Aim
Copy out the material below in full, but not its images.

Material provided

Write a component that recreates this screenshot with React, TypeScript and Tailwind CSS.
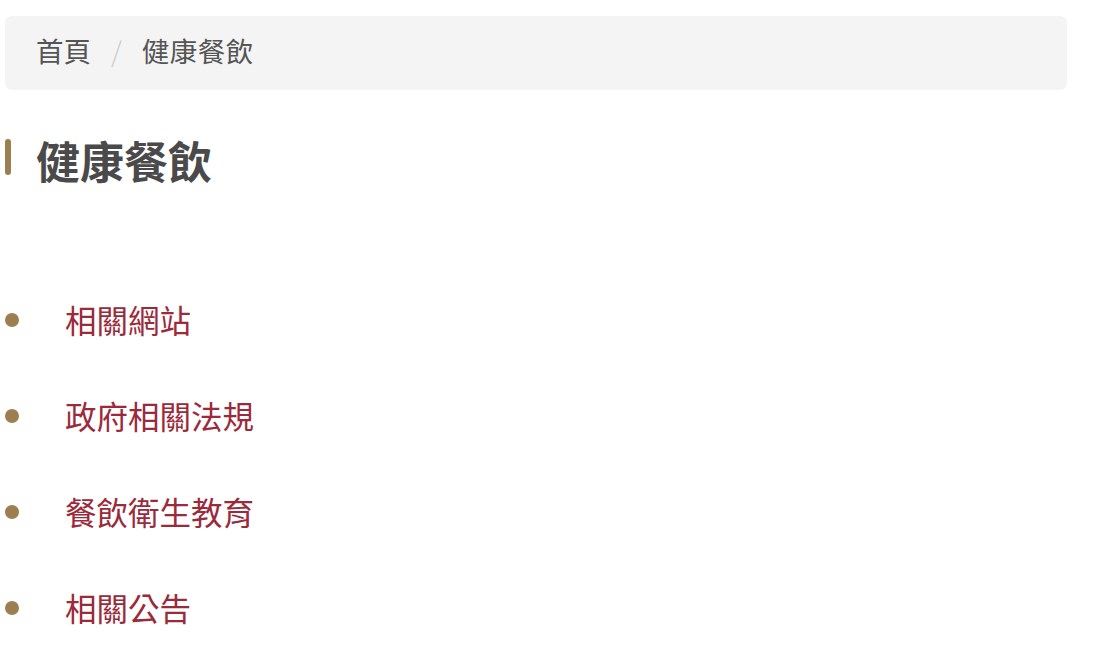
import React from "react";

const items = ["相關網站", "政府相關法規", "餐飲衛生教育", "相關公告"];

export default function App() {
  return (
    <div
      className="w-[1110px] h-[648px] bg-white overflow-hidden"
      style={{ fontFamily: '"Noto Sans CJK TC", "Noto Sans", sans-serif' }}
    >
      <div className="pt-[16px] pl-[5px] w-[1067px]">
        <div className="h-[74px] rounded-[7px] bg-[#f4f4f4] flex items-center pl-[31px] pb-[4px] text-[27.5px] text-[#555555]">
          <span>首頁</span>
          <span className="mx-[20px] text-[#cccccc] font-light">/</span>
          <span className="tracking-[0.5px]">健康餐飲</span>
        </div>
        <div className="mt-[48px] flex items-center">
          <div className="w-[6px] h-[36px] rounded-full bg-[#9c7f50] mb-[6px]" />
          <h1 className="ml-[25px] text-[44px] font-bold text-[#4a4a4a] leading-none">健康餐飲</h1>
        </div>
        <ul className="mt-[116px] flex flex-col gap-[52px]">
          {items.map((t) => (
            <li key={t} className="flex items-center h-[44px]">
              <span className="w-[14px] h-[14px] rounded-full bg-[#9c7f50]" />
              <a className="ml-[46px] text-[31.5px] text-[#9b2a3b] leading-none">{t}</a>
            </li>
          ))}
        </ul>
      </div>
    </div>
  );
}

Result of this exercise
Write a component that recreates this screenshot with React, TypeScript and Tailwind CSS.
import React from "react";

const items = ["相關網站", "政府相關法規", "餐飲衛生教育", "相關公告"];

export default function App() {
  return (
    <div
      className="w-[1110px] h-[648px] bg-white overflow-hidden"
      style={{ fontFamily: '"Noto Sans CJK TC", "Noto Sans", sans-serif' }}
    >
      <div className="pt-[16px] pl-[5px] w-[1067px]">
        <div className="h-[74px] rounded-[7px] bg-[#f4f4f4] flex items-center pl-[31px] pb-[4px] text-[27.5px] text-[#555555]">
          <span>首頁</span>
          <span className="mx-[20px] text-[#cccccc] font-light">/</span>
          <span className="tracking-[0.5px]">健康餐飲</span>
        </div>
        <div className="mt-[48px] flex items-center">
          <div className="w-[6px] h-[36px] rounded-full bg-[#9c7f50] mb-[6px]" />
          <h1 className="ml-[25px] text-[44px] font-bold text-[#4a4a4a] leading-none">健康餐飲</h1>
        </div>
        <ul className="mt-[116px] flex flex-col gap-[52px]">
          {items.map((t) => (
            <li key={t} className="flex items-center h-[44px]">
              <span className="w-[14px] h-[14px] rounded-full bg-[#9c7f50]" />
              <a className="ml-[46px] text-[31.5px] text-[#9b2a3b] leading-none">{t}</a>
            </li>
          ))}
        </ul>
      </div>
    </div>
  );
}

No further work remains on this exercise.